Conn was not condemning the training of the mind. He was arguing that, at least in some circles, the mind was being overemphasised in relation to the life of obedience and faith. So he called for the development of a model for training for ministry that is formed in “doing the will of God” (Matt 6:10, 7:21), in “living by the truth” (1 John 1:6), and in being “transformed by the renewing of your mind” (Rom 12:2). The “sound doctrine” of the minister (Titus 1:9) is to be exercised in the context of a godly life (Titus 1:6-9, 2:1ff.). I think he was right.
So, I want to plead for a diverse approach to ministry training. Let’s not exclude godly people from leadership because they don’t have A-levels. 
And let us not slip into excluding men from the pastoral ministry because they haven’t got a theological degree. Our accredited institutions are expensive to run. They need to spend tens of thousands of pounds each year just to keep their accreditation. And that in the context of too many such institutions for the size of the constituency, that in spite of a number of closures in recent years. The knock-on effect of this is they need to fill spaces in order to stay afloat. They may be tempted to widen the criteria of entry to make that happen. And gifted individuals may be led to believe that they really need a degree in order to be fruitful. The advantages of an accredited programme are that there is a rigorous check on academic quality and the student is forced to discipline themselves to fulfil the learning outcomes. 
But there are also dangers. Let me list five of them:
1.     Danger One: the professionalization of the ministry. When that happens, anyone without a theological degree considers themselves unqualified to make a contribution. The gap between the pulpit and the pew grows. Church members come to see the minister as the one who must do the work of ministry. The biblical view of every-member ministry is dropped in favour of clericalism to the detriment of the church (Eph 4:11-16).
2.     Danger Two: Satan uses good training to puff up the one who is trained. 
3.     Danger Three: those who are thus trained are put into an invidious position – if they admit they are weak and that there are some things they don’t understand they think their people will lose respect for them, which, given the expectation created by the system, is a very real fear. And so, the fear of man proves to be a snare (Prov 29:25).
4.     Danger Four: pastors and evangelists are well equipped to interact with conceptual thinkers but poorly equipped to interact with concrete thinkers. Those going into the system as concrete thinkers are socialized out of their native cognitive style into one not suited to their background and so become less able to communicate with their own people.
5.     Danger Five: church life moves from the life of faith to the life of sight (Prov 29:25; 2 Cor 5:7). The minister, with his professional qualification, takes on the role of the CEO, whose basic criterion for success is the ability to balance the budget. We may not see this much in Wales, but it is a big issue in other countries. There is no inherent reason why it should not become so here.

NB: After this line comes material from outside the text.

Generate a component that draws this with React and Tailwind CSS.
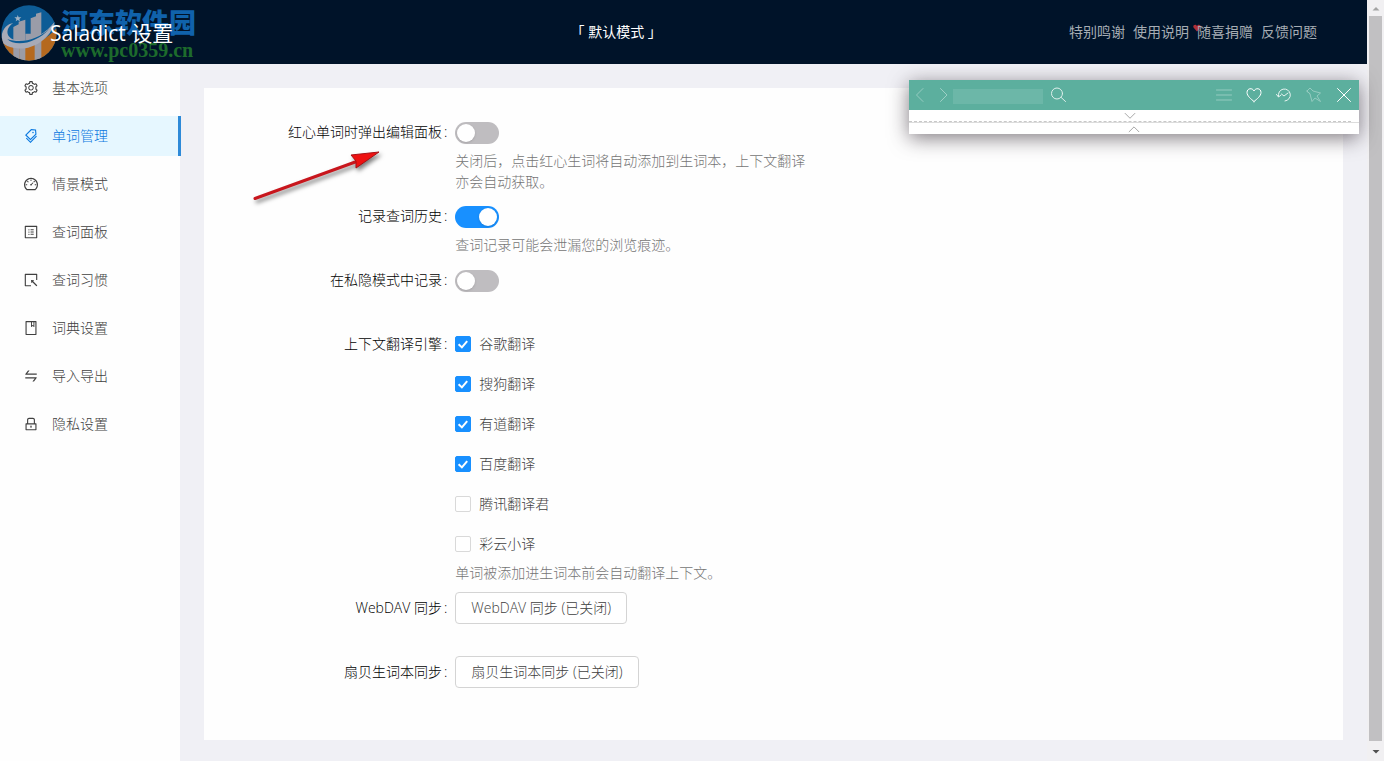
import React, { useState } from "react";
import {
  AiOutlineSetting,
  AiOutlineTags,
  AiOutlineDashboard,
  AiOutlineProfile,
  AiOutlineSelect,
  AiOutlineBook,
  AiOutlineSwap,
  AiOutlineLock,
} from "react-icons/ai";

const menu = [
  { label: "基本选项", Icon: AiOutlineSetting },
  { label: "单词管理", Icon: AiOutlineTags, active: true },
  { label: "情景模式", Icon: AiOutlineDashboard },
  { label: "查词面板", Icon: AiOutlineProfile },
  { label: "查词习惯", Icon: AiOutlineSelect },
  { label: "词典设置", Icon: AiOutlineBook },
  { label: "导入导出", Icon: AiOutlineSwap },
  { label: "隐私设置", Icon: AiOutlineLock },
];

const engines = [
  ["谷歌翻译", true],
  ["搜狗翻译", true],
  ["有道翻译", true],
  ["百度翻译", true],
  ["腾讯翻译君", false],
  ["彩云小译", false],
];

function Watermark() {
  return (
    <div className="pointer-events-none absolute left-0 top-0.5 flex items-center gap-[3px]" aria-hidden="true">
      <svg className="size-[58px] shrink-0" viewBox="0 0 174 174">
        <defs>
          <clipPath id="disc">
            <circle cx="87" cy="90" r="83" />
          </clipPath>
        </defs>
        <g clipPath="url(#disc)">
          <rect width="174" height="174" fill="#0d5c96" />
          <path d="M0 104C40 150 120 136 174 70V174H0Z" fill="#b5691f" />
          <path d="M40 72L56 64V56L76 50V174H58V136H40Z M92 46L108 40V32L124 28V174H104V112L92 116Z" fill="#9a9ca8" />
          <path d="M40 130H58V174H40Z" fill="#9a9ca8" />
          <path d="M76 92H104V112H76Z" fill="#9a9ca8" />
          <path d="M4 106C6 72 26 62 40 60C14 76 16 108 52 112C98 116 136 92 164 56C152 112 92 142 50 136C20 132 4 122 4 106Z" fill="#a8aab6" />
          <path d="M22 108C44 132 108 124 150 76C112 112 60 122 22 108Z" fill="#0d5c96" />
          <path d="M53 36l3 7 8 0-6 5 2 7-7-4-6 4 2-7-6-5 8 0z" fill="#9fb2c4" />
        </g>
      </svg>
      <div className="whitespace-nowrap pt-1">
        <div className="font-['Noto_Sans_CJK_SC',sans-serif] text-[27px] leading-8 font-black text-[#1062ab]">河东软件园</div>
        <div className="font-['Liberation_Serif',serif] text-[20px] leading-6 font-bold text-[#1d6b2c]">www.pc0359.cn</div>
      </div>
    </div>
  );
}

function Header() {
  return (
    <header className="relative flex h-16 items-center justify-between bg-[#001329] px-[50px]">
      <Watermark />
      <h1 className="relative pt-0.5 text-[21px] text-white"><span className="font-medium">Saladict</span> 设置</h1>
      <button type="button" className="mr-2.5 whitespace-pre text-sm text-white">「 默认模式 」</button>
      <nav className="flex gap-2 text-sm text-[#a6adb4]">
        <a href="#thanks">特别鸣谢</a>
        <a href="#manual">使用说明</a>
        <a href="#donate" className="relative">
          <svg className="absolute top-0.5 -left-1 size-2" viewBox="0 0 16 16">
            <path d="M8 15L1 7C-1 2 5-1 8 4C11-1 17 2 15 7Z" fill="#b03038" />
          </svg>
          <span className="relative">随喜捐赠</span>
        </a>
        <a href="#feedback">反馈问题</a>
      </nav>
    </header>
  );
}

function Sidebar() {
  return (
    <nav className="w-[181px] shrink-0 border-r border-[#f0f0f5] bg-[#fefefe] pt-1">
      <ul className="flex flex-col gap-2">
        {menu.map(({ label, Icon, active }) => (
          <li key={label} className="-mr-px">
            <a
              href="#menu"
              className={
                active
                  ? "flex h-10 items-center gap-[13px] border-r-[3px] border-[#2e8ad8] bg-[#e6f7ff] pl-[23px] text-[#0a78e0]"
                  : "flex h-10 items-center gap-[13px] pl-[23px] text-[#404040]"
              }
            >
              <Icon className="size-4" />
              {label}
            </a>
          </li>
        ))}
      </ul>
    </nav>
  );
}

function Row({ label, htmlFor, help, children }) {
  return (
    <div className={help ? "mb-1 flex" : "mb-6 flex"}>
      <label htmlFor={htmlFor} className="h-10 w-5/24 shrink-0 pr-2 text-right leading-10 whitespace-nowrap text-black">
        {label}<span className="ml-0.5">:</span>
      </label>
      <div className="w-8/24">
        {children}
        {help && <p className="-mt-0.5 min-h-[22px] leading-[21px] text-[#757575]">{help}</p>}
      </div>
    </div>
  );
}

function Switch({ id, initial = false }) {
  const [on, setOn] = useState(initial);
  return (
    <div className="flex h-10 items-center pt-0.5">
      <button
        id={id}
        type="button"
        role="switch"
        aria-checked={on}
        onClick={() => setOn(!on)}
        className={
          on
            ? "flex h-[22px] w-11 items-center justify-end rounded-full bg-[#1890ff] px-0.5"
            : "flex h-[22px] w-11 items-center rounded-full bg-[#bfbdc0] px-0.5"
        }
      >
        <span className="size-[18px] rounded-full bg-white shadow-sm" />
      </button>
    </div>
  );
}

function Check({ id, label, initial }) {
  return (
    <label className="flex h-10 items-center gap-2 text-[#404040]">
      <span className="relative flex size-4">
        <input
          id={id}
          type="checkbox"
          defaultChecked={initial}
          className="peer size-4 appearance-none rounded-xs border border-[#d9d9d9] bg-white checked:border-[#1890ff] checked:bg-[#1890ff]"
        />
        <svg className="pointer-events-none absolute inset-0 hidden size-4 peer-checked:block" viewBox="0 0 16 16" fill="none" stroke="#fff" strokeWidth="2">
          <path d="M3.6 8.2L6.9 11.4L12.2 5.2" />
        </svg>
      </span>
      {label}
    </label>
  );
}

function SyncButton({ id, children }) {
  return (
    <div className="flex h-10 items-center">
      <button id={id} type="button" className="h-8 rounded-sm border border-[#d4d4d4] bg-white px-[15px] whitespace-nowrap text-[#404040]">
        {children}
      </button>
    </div>
  );
}

function Icon({ d, className }) {
  return (
    <svg className={className} viewBox="0 0 16 16" fill="none" stroke="currentColor" strokeLinecap="round" strokeLinejoin="round">
      <path d={d} />
    </svg>
  );
}

function DictPanel() {
  return (
    <section className="absolute top-20 right-2 w-[450px] bg-white shadow-[0_4px_20px_rgba(60,50,60,0.65)]">
      <div className="flex h-[30px] items-center bg-[#5caf9e] px-[7px] text-white">
        <button type="button" aria-label="后退" className="opacity-35"><Icon className="size-4" d="M7 1.5L.5 8L7 14.5" /></button>
        <button type="button" aria-label="前进" className="ml-2 opacity-40"><Icon className="size-4" d="M.5 1.5L7 8L.5 14.5" /></button>
        <input aria-label="查词" className="-ml-[3px] mt-0.5 h-[15px] w-[90px] bg-white/10 outline-none" />
        <button type="button" aria-label="搜索" className="ml-2 opacity-80"><Icon className="size-4" d="M11.5 6.5A5.5 5.5 0 1 1 .5 6.5A5.5 5.5 0 0 1 11.5 6.5M10.2 10.5L14.5 14.5" /></button>
        <div className="ml-auto flex gap-3.5">
          <button type="button" aria-label="菜单" className="opacity-35"><Icon className="size-4" d="M.5 3H15.5M.5 8H15.5M.5 13H15.5" /></button>
          <button type="button" aria-label="收藏"><Icon className="size-4" d="M8 14.5C5 12 1 9 1 5.500C1 1 6.500 .5 8 4C9.500 .5 15 1 15 5.500C15 9 11 12 8 14.500Z" /></button>
          <button type="button" aria-label="历史" className="opacity-85"><Icon className="size-4" d="M2.500 9.500A6 6 0 1 1 9 14M.5 7.500L2.500 10L5 8M5.500 7L8 9L12 6" /></button>
          <button type="button" aria-label="固定" className="opacity-35"><Icon className="size-4" d="M1 4L4 1L7 4L14.500 6L11 9L14.500 14.500L9 11L6 14.500L4 7ZM1 4L4 7" /></button>
          <button type="button" aria-label="关闭"><Icon className="size-4" d="M1.500 1.500L14.500 14.500M14.500 1.500L1.500 14.500" /></button>
        </div>
      </div>
      <div className="mr-2 flex h-3 justify-center border-b border-dashed border-[#c8c8c8] text-[#8a8a8a]">
        <Icon className="size-3" d="M1.500 4.500L8 11L14.500 4.500" />
      </div>
      <div className="flex h-3 items-end justify-center border-t border-[#dcdcdc] text-[#8a8a8a]">
        <Icon className="size-3" d="M1.500 13L8 6.500L14.500 13" />
      </div>
    </section>
  );
}

function ScrollTrack() {
  return (
    <div className="flex w-[17px] shrink-0 flex-col items-center bg-[#f1f0f2]" aria-hidden="true">
      <svg className="h-4 w-4 shrink-0" viewBox="0 0 16 16"><path d="M4.500 10.500H11.500L8 7Z" fill="#a3a3a3" /></svg>
      <div className="w-[13px] grow bg-[#c1c0c2]" />
      <svg className="h-5 w-4 shrink-0" viewBox="0 0 16 20"><path d="M4.500 9H11.500L8 12.500Z" fill="#505050" /></svg>
    </div>
  );
}

export default function App() {
  return (
    <div className="flex min-h-screen font-['Open_Sans','Noto_Sans_CJK_SC',sans-serif] text-sm">
      <div className="relative flex min-w-0 grow flex-col">
        <Header />
        <div className="flex grow font-light">
          <Sidebar />
          <main className="min-w-0 grow bg-[#f0f0f5] py-6 pr-6 pb-5 pl-[23px]">
            <form className="relative bg-[#fefefe] p-6" onSubmit={(e) => e.preventDefault()}>
              <Row label="红心单词时弹出编辑面板" htmlFor="edit" help="关闭后，点击红心生词将自动添加到生词本，上下文翻译亦会自动获取。">
                <Switch id="edit" />
              </Row>
              <Row label="记录查词历史" htmlFor="history" help="查词记录可能会泄漏您的浏览痕迹。">
                <Switch id="history" initial />
              </Row>
              <Row label="在私隐模式中记录" htmlFor="incognito">
                <Switch id="incognito" />
              </Row>
              <Row label="上下文翻译引擎" htmlFor="engine-0" help="单词被添加进生词本前会自动翻译上下文。">
                {engines.map(([label, on], i) => (
                  <Check key={label} id={`engine-${i}`} label={label} initial={on} />
                ))}
              </Row>
              <Row label="WebDAV 同步" htmlFor="webdav">
                <SyncButton id="webdav">WebDAV 同步 (已关闭)</SyncButton>
              </Row>
              <Row label="扇贝生词本同步" htmlFor="shanbay">
                <SyncButton id="shanbay">扇贝生词本同步 (已关闭)</SyncButton>
              </Row>
              <svg className="pointer-events-none absolute top-14 left-11 h-16 w-36 drop-shadow-[2px_3px_2px_rgba(0,0,0,0.5)]" viewBox="0 0 144 64" aria-hidden="true">
                <path d="M7 54.500L110 17" stroke="#c8161d" strokeWidth="3" strokeLinecap="round" />
                <path d="M131 8L103 11L108 17L108 24Z" fill="#ee1111" stroke="#a80f14" />
              </svg>
            </form>
          </main>
        </div>
        <DictPanel />
      </div>
      <ScrollTrack />
    </div>
  );
}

That means that we must develop a healthy scepticism towards accreditation. How much of the Lord’s money is simply handed over to secular academic institutions for the kudos of offering a degree? 
Furthermore, we need to develop curricula that are flexible in pace and place. These need to fit the needs and abilities of those who are identified as being called to service, whatever their academic background. Though some accredited institutions have innovated in this way, the demands of the accrediting body can prevent the flexibility that is desired.
I am not arguing that nobody should get an accredited degree: we all benefit greatly from commentaries and other scholarly works that would not have been produced had not the author been put through an academically rigorous programme. My argument is merely that we must be creative, flexible, and pluralistic, not beholden to academia. A nimble approach that is well-grounded in the context will be better able to respond to changing situations and be a better use of limited resources.
I have mostly been addressing the preparation of men for the pastoral and evangelistic ministry. But we also need to take a long look at how we are training men and women more generally. How many of us are consciously looking out for how we can release men and women in our churches into ministry and thinking how they can get the training they need to do that well?
In this connection it would be good to look at how parachurch ministries such as student ministry and camp ministry can synergise better with the local church. At camp, for example, are we consciously looking to upgrade the skills of camp officers, not only so they can lead camps but also so they can lead groups in their home churches? My impression is that this could be done better.